* **TASK DETAILS**
Show only lines that include "size".

-- Begin --

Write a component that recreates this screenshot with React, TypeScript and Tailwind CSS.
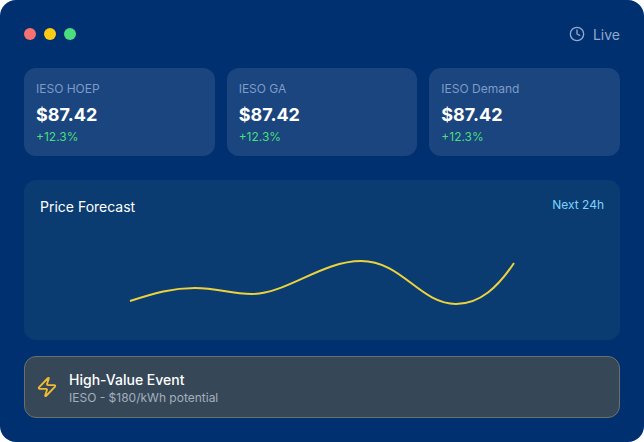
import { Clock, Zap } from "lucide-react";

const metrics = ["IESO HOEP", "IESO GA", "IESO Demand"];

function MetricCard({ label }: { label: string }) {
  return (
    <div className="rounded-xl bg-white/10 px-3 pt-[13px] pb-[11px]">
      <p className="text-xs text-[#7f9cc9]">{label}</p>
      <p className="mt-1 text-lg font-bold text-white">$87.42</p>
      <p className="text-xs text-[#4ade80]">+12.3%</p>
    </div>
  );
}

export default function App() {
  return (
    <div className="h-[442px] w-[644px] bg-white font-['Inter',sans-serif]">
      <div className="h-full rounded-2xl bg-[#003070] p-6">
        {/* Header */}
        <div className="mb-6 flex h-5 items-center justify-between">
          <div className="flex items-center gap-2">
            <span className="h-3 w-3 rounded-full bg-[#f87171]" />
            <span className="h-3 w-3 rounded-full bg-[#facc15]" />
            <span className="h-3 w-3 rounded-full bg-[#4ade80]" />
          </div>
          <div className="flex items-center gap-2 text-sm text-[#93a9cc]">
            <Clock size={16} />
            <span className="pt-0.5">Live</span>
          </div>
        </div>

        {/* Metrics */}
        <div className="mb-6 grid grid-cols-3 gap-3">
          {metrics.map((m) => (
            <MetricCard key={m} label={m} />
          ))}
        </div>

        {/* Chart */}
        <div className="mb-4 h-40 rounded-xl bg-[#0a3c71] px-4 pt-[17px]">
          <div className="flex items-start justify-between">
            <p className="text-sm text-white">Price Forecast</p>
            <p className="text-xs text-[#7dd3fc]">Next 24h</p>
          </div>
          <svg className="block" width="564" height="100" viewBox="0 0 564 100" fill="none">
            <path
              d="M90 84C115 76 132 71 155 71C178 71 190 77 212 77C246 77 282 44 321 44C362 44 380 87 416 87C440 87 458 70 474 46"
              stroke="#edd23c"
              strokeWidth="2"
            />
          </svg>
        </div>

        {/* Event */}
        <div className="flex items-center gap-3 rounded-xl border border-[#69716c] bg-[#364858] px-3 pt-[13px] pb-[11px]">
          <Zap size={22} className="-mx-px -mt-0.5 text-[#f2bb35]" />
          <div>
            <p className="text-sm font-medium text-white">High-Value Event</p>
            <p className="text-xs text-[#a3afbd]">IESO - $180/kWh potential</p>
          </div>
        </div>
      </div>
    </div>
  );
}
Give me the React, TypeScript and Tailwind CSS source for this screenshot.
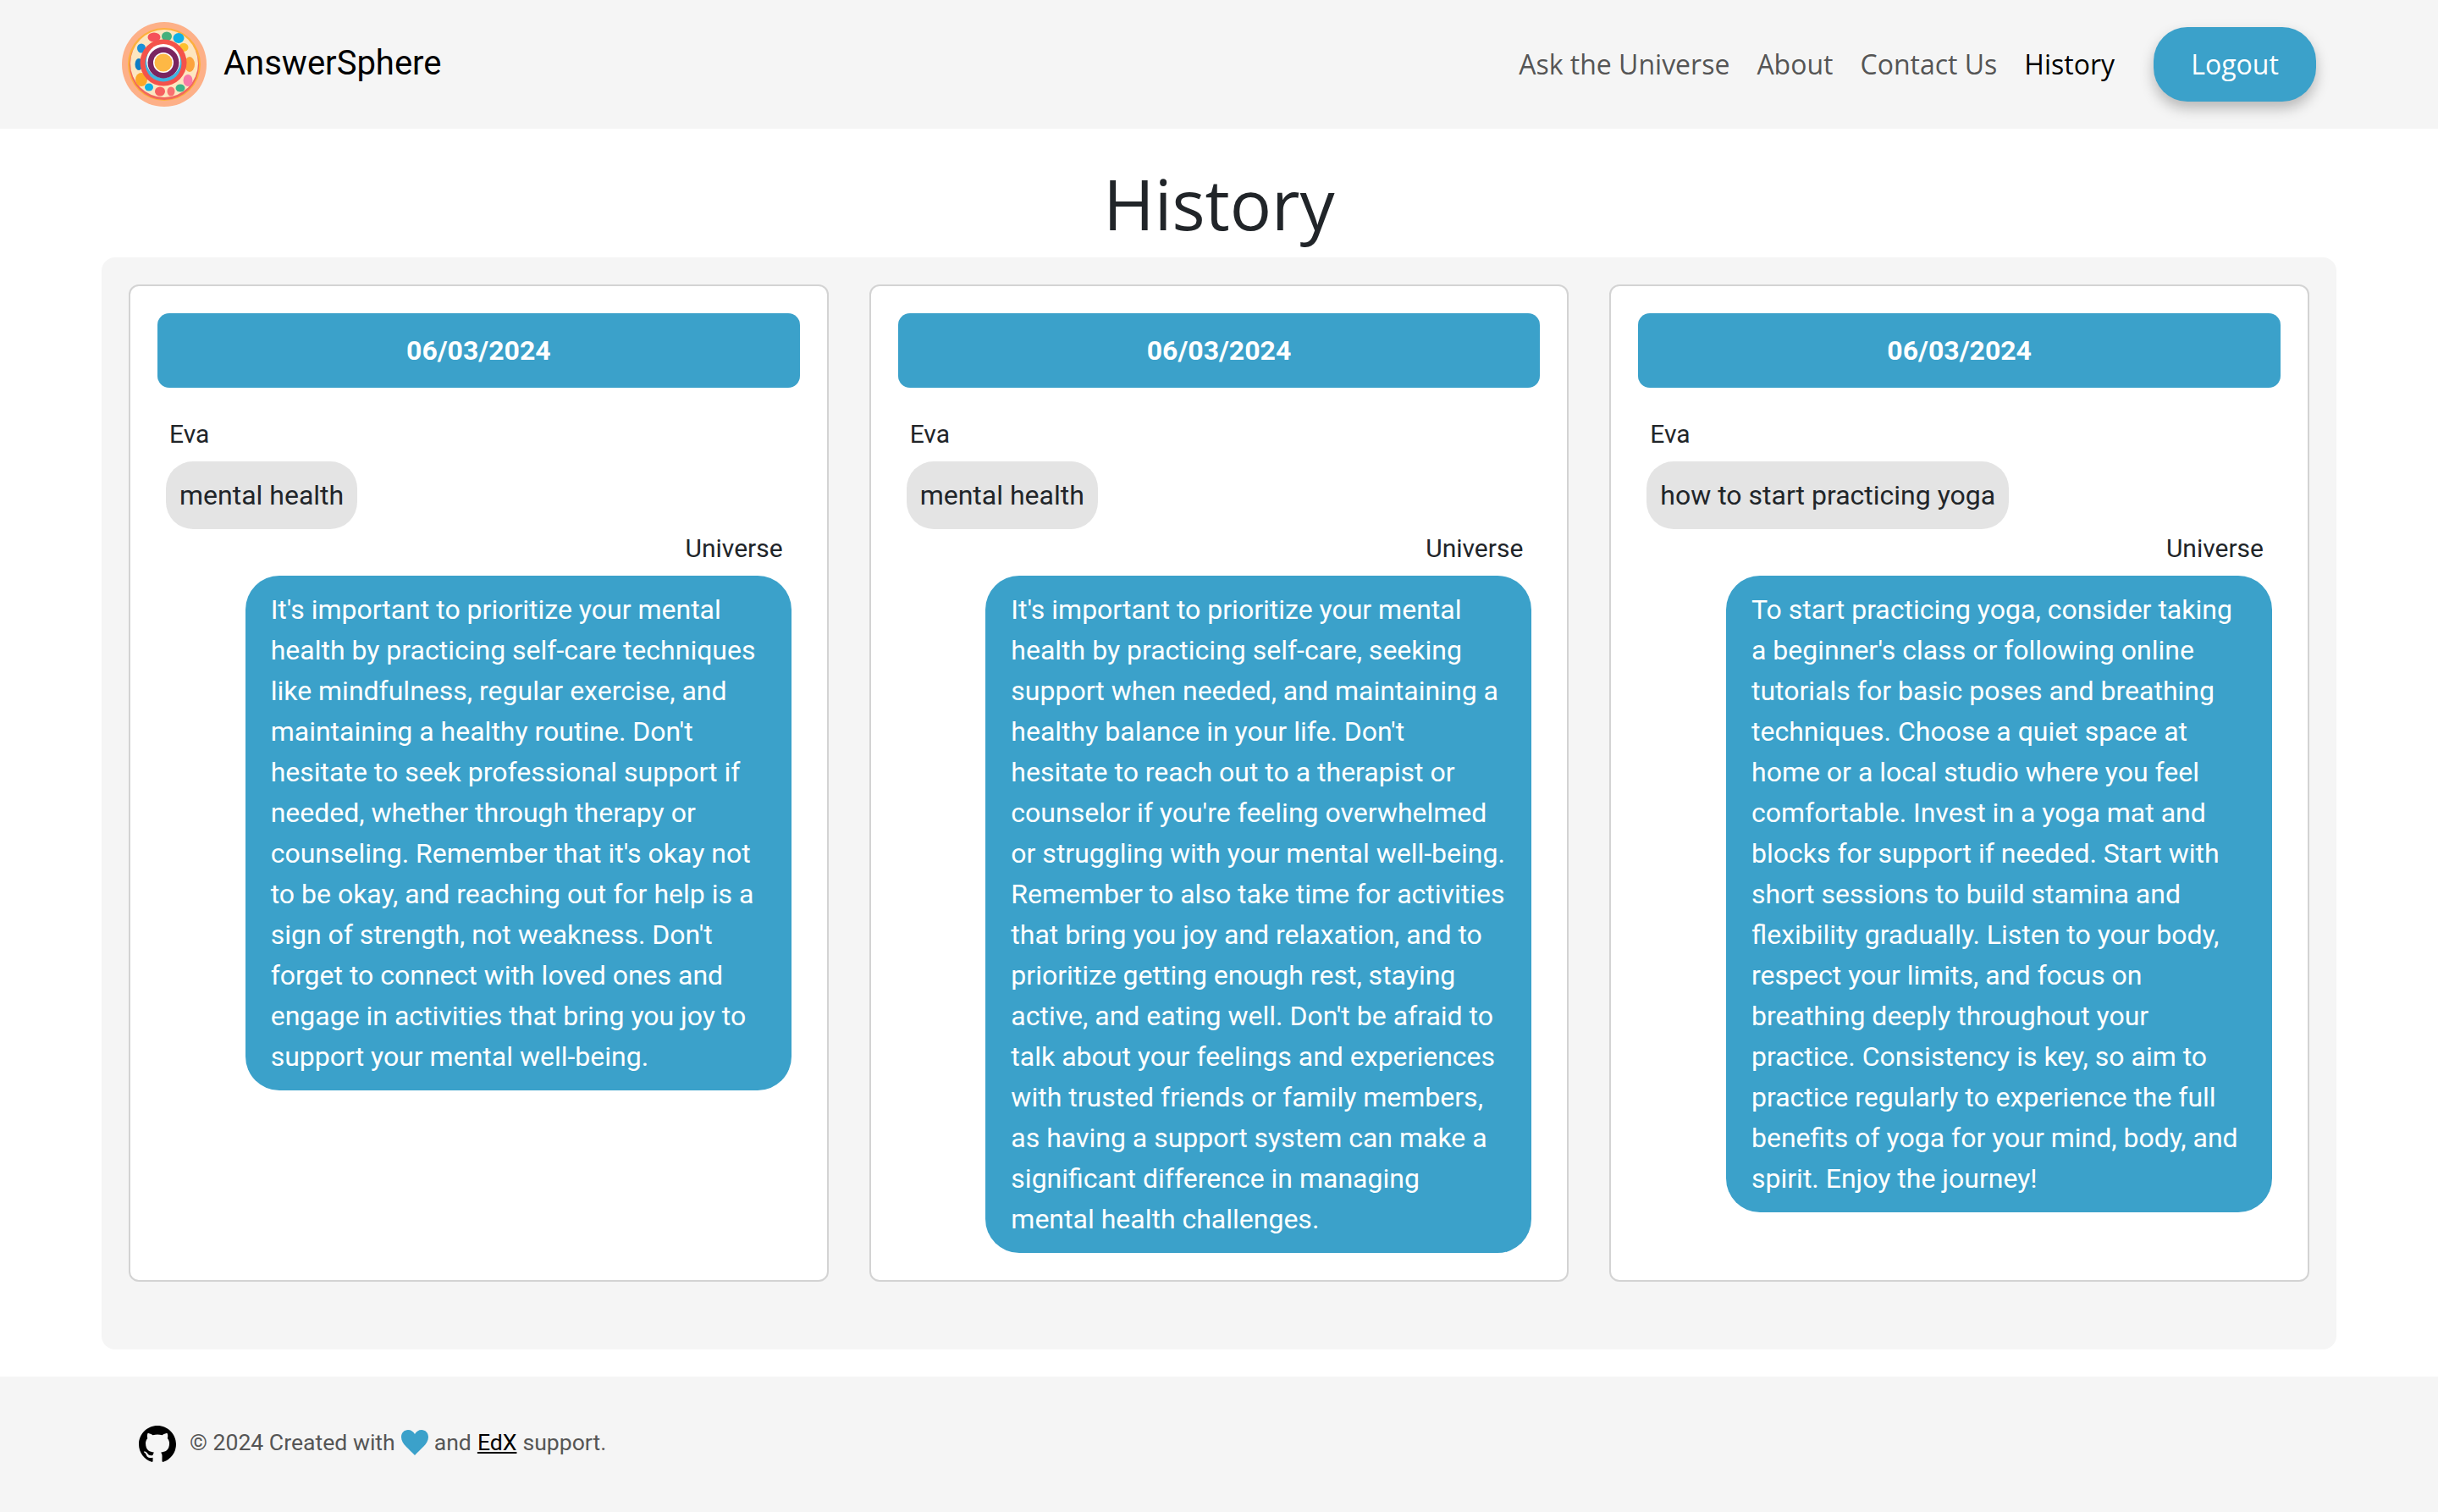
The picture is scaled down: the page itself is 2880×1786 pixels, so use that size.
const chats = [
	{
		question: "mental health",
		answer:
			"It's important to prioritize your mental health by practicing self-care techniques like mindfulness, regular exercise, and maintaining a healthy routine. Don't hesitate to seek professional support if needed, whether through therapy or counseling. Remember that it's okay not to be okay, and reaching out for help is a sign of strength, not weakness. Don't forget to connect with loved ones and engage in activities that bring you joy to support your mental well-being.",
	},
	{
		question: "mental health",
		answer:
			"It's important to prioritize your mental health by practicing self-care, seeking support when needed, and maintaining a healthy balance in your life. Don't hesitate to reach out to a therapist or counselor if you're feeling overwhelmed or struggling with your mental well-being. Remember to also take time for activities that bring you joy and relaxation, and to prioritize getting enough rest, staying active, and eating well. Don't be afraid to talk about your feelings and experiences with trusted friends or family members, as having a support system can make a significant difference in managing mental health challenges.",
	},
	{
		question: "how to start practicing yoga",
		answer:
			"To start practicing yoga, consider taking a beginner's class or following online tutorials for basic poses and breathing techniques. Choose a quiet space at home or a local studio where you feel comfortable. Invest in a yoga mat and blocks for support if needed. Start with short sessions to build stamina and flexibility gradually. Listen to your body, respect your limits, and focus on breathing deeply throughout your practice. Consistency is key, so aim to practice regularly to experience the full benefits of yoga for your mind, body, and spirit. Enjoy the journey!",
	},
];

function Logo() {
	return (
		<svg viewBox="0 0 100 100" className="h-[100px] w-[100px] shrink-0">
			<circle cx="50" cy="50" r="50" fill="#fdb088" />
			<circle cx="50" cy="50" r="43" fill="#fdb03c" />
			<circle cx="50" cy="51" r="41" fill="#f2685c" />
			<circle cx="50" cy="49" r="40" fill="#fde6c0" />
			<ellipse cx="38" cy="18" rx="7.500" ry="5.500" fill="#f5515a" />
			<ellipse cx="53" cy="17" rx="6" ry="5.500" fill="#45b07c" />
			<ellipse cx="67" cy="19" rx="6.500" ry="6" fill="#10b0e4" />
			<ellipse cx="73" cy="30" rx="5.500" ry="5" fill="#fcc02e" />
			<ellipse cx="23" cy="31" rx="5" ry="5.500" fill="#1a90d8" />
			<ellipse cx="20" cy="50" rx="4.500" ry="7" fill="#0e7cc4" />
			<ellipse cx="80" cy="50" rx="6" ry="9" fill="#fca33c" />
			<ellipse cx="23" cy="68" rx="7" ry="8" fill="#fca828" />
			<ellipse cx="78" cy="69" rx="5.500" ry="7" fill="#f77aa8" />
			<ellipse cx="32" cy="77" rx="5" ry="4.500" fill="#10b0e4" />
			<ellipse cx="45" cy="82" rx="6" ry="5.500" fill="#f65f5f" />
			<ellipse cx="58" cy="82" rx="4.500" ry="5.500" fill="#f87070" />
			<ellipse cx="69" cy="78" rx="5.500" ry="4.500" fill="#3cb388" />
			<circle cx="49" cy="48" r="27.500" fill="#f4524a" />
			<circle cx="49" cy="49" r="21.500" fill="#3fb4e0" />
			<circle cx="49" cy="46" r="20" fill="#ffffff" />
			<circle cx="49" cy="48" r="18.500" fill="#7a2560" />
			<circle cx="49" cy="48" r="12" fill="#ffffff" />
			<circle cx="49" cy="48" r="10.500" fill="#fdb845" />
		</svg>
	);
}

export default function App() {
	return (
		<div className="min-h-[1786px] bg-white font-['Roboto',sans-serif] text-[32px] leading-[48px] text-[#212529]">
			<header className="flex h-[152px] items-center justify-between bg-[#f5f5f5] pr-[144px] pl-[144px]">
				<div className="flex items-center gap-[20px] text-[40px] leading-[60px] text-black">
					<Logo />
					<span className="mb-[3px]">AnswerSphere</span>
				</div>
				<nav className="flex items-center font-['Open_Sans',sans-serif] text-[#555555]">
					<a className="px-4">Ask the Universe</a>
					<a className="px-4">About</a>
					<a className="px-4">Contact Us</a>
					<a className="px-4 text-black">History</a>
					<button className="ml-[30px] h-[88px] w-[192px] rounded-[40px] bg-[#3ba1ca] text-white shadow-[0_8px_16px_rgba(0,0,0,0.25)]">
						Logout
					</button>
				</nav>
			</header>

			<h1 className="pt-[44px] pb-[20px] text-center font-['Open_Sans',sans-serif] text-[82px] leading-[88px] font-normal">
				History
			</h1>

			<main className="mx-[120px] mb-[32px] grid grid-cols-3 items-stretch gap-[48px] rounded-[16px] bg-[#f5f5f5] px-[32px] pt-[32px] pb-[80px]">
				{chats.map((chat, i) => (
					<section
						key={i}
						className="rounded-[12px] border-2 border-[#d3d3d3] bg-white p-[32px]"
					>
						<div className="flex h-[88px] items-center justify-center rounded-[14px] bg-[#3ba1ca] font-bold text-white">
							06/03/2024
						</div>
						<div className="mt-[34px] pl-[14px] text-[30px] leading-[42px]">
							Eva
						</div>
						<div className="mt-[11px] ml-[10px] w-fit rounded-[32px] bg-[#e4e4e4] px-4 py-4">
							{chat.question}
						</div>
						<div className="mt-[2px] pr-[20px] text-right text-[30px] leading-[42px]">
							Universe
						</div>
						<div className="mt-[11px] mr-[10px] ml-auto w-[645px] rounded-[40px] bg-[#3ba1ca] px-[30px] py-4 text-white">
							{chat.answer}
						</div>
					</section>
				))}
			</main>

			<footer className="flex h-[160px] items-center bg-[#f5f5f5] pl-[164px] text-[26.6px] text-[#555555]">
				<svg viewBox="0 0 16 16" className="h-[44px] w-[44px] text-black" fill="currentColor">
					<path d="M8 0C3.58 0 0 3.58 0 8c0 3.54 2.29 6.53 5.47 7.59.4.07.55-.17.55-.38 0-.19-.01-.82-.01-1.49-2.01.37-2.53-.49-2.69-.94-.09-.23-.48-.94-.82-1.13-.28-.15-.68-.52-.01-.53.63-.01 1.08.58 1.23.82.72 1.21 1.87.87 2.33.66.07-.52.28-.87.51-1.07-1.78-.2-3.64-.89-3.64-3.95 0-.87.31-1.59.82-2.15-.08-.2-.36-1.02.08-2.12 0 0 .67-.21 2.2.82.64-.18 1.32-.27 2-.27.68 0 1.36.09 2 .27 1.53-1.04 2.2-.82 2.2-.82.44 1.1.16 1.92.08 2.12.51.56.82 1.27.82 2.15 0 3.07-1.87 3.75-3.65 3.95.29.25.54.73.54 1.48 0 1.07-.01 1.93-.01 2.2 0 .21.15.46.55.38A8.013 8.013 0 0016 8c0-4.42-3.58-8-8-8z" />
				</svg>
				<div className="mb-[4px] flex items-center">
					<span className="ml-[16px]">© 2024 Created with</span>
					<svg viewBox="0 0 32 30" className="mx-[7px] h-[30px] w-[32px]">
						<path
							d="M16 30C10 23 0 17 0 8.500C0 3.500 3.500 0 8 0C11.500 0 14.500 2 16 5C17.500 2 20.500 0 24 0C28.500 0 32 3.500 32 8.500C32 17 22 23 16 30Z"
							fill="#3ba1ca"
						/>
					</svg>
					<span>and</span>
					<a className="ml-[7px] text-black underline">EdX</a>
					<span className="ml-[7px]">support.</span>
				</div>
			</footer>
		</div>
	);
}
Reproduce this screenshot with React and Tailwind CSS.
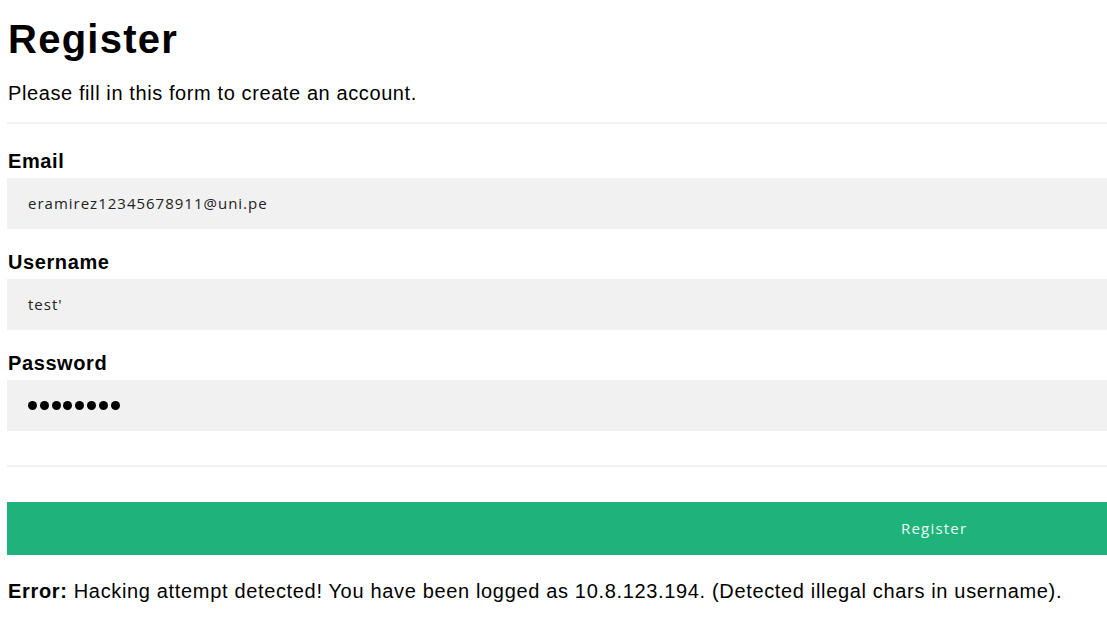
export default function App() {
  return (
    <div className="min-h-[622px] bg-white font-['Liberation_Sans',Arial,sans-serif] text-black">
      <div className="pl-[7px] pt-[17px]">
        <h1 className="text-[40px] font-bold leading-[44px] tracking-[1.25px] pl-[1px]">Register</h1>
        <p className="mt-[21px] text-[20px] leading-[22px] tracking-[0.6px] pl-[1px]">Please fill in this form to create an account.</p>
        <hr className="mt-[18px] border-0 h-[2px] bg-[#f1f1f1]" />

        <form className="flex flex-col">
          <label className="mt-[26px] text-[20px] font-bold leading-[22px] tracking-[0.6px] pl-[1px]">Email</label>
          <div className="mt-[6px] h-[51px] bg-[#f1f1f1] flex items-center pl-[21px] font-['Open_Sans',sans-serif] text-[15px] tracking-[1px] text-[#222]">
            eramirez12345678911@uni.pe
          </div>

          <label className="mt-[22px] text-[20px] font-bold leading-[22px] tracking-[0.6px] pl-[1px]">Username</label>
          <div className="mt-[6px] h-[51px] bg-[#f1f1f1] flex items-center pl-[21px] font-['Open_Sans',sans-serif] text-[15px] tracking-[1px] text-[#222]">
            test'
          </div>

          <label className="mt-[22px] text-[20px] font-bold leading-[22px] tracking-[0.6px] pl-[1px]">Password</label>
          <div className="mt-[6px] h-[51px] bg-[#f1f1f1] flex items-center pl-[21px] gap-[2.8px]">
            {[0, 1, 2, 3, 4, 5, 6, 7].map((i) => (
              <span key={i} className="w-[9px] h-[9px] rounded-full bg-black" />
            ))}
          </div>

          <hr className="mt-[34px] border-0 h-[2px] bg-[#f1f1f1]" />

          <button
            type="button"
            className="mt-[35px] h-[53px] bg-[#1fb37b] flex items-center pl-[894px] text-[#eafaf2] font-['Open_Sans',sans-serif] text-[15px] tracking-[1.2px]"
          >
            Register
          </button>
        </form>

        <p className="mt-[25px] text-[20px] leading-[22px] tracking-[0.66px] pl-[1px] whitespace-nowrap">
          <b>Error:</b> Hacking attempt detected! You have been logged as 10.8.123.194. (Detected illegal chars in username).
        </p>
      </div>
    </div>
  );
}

-- End --

* **FULL ANSWER**
            <Clock size={16} />
          <Zap size={22} className="-mx-px -mt-0.5 text-[#f2bb35]" />
The picture is scaled down: the page itself is 2880×1786 pixels, so use that size.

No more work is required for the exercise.